1. Listen more and listen to learn. T.H. March needed to better understand its customers’ preferences in terms of new communications channels. “When we first started our digital journey, a lot of the stuff we posted was pretty bland and issue-oriented,” he says. “Sometimes it wasn’t getting ‘liked’ or reposted because it was boring.”

T.H. March’s in-house team has worked with Oracle and a digital agency to refine what the company says, and how they say it. For starters, the company pays close attention to what specific content generates interest. “We actively monitor interactions, responses, and viewing metrics,” McFarlane says.

If the audience likes something, they build on that—if not, it pivots in another direction. “Over the past 12 months, we have focused much more closely on what content works and what doesn’t—it’s a fundamental change—maybe we weren’t doing that enough before,” McFarlane says.

It is beginning to work: Since January 2016, the company’s social audience has grown 100%, and McFarlane expects that number to grow substantially. It also tracks new customers that come to the company through social media, in order to keep the conversation going.

2. Know your audience. T.H. March has two distinct markets: Commercial insurance for jewelry retailers and designers and personal jewelry insurance for consumers. “They are distinct audiences, and we were able to use SRM to figure out what each group responds to,” McFarlane says. The consumer audience gets content heavy on education and entertainment, and light on insurance-speak. The idea is to drive a two-way conversation to engage both current and prospective customers.

“We keep it as visual as possible but also have a side link for education that will be text-based,” he says. The B2B audience tends to get industry news, as well as content targeted at improving business, such as risk management articles—LinkedIn is a key channel for them. “When we landed on the kind of content that the jewelers wanted to see, it increased the upselling and cross-selling opportunities for them, which makes it more likely that they’ll use our service,” he says.

3. Learn your channels and demographics. Learning how social media channels work boils down to maximizing results at the lowest cost, but McFarlane compares the nitty gritty to learning to work the dark arts, Harry Potter-style. “There’s a learning curve that has nothing to do with SRM or customer experience, and all to do with understanding how channels work,” he says. For example, you could post a great article on Facebook that bombed because it wasn’t sponsored. Once the company figured it out, their content performed much better. However, it’s not a one-and-done type of lesson—the rules change, and McFarlane says they are constantly researching in order to keep up.

They also target content according to the demographics of each social channel—Twitter skews more male and a bit younger, while Facebook tends to appeal to older women in T.H. March’s audience. Meanwhile, LinkedIn is a key channel for the commercial jewelers in the company’s B2B market. The company is beginning to use Instagram—“It’s fairly new to us, but we like that it is strongly visual and we think it will do great on a B2C basis,” McFarlane says.

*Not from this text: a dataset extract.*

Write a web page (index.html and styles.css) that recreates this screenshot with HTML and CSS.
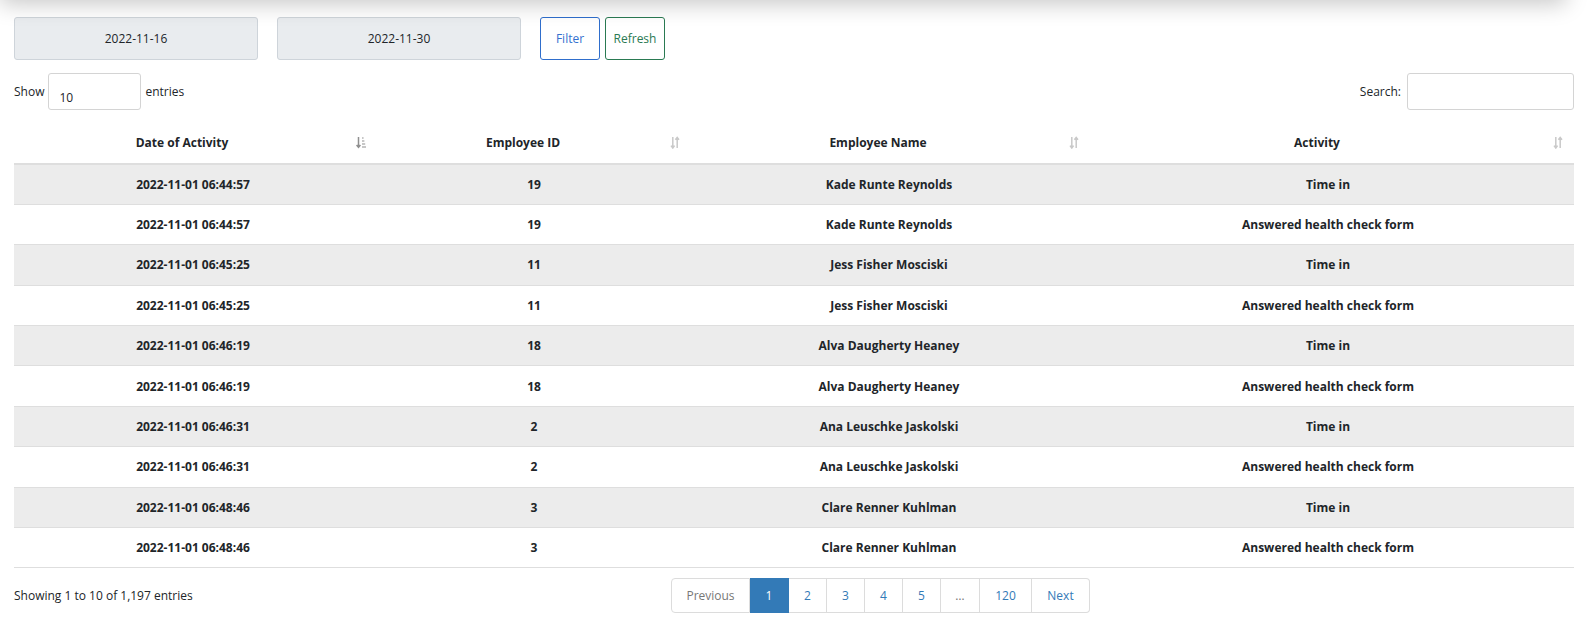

4. User-generated content is gold. Done right, user-generated content not only helps the company meet growing demands for more content, but also fuels better engagement with prospective customers. “One of our biggest lessons is that very simple, personal competitions drive shorter and better customer engagements,” he says.

For example, on the consumer side, the company ran a contest asking people to post pictures of where they got engaged and why it was special to them, which generated significant response. On the B2B side, the company sponsored a contest for the best up-and-coming jewelry designer, with the prize presented at an international jewelry show in London. “We published profiles to social media and linked to the contest—it was relatively inexpensive to do and gave us good penetration into the market,” McFarlane says.

As the company increasingly provides accurate, relevant, and interesting content to its target audiences, it looks forward to linking those programs to financial results. “We now have analytics to provide the ROI on our social activities,” McFarlane says. “We can go back to the board and show the value of what we’ve invested in.”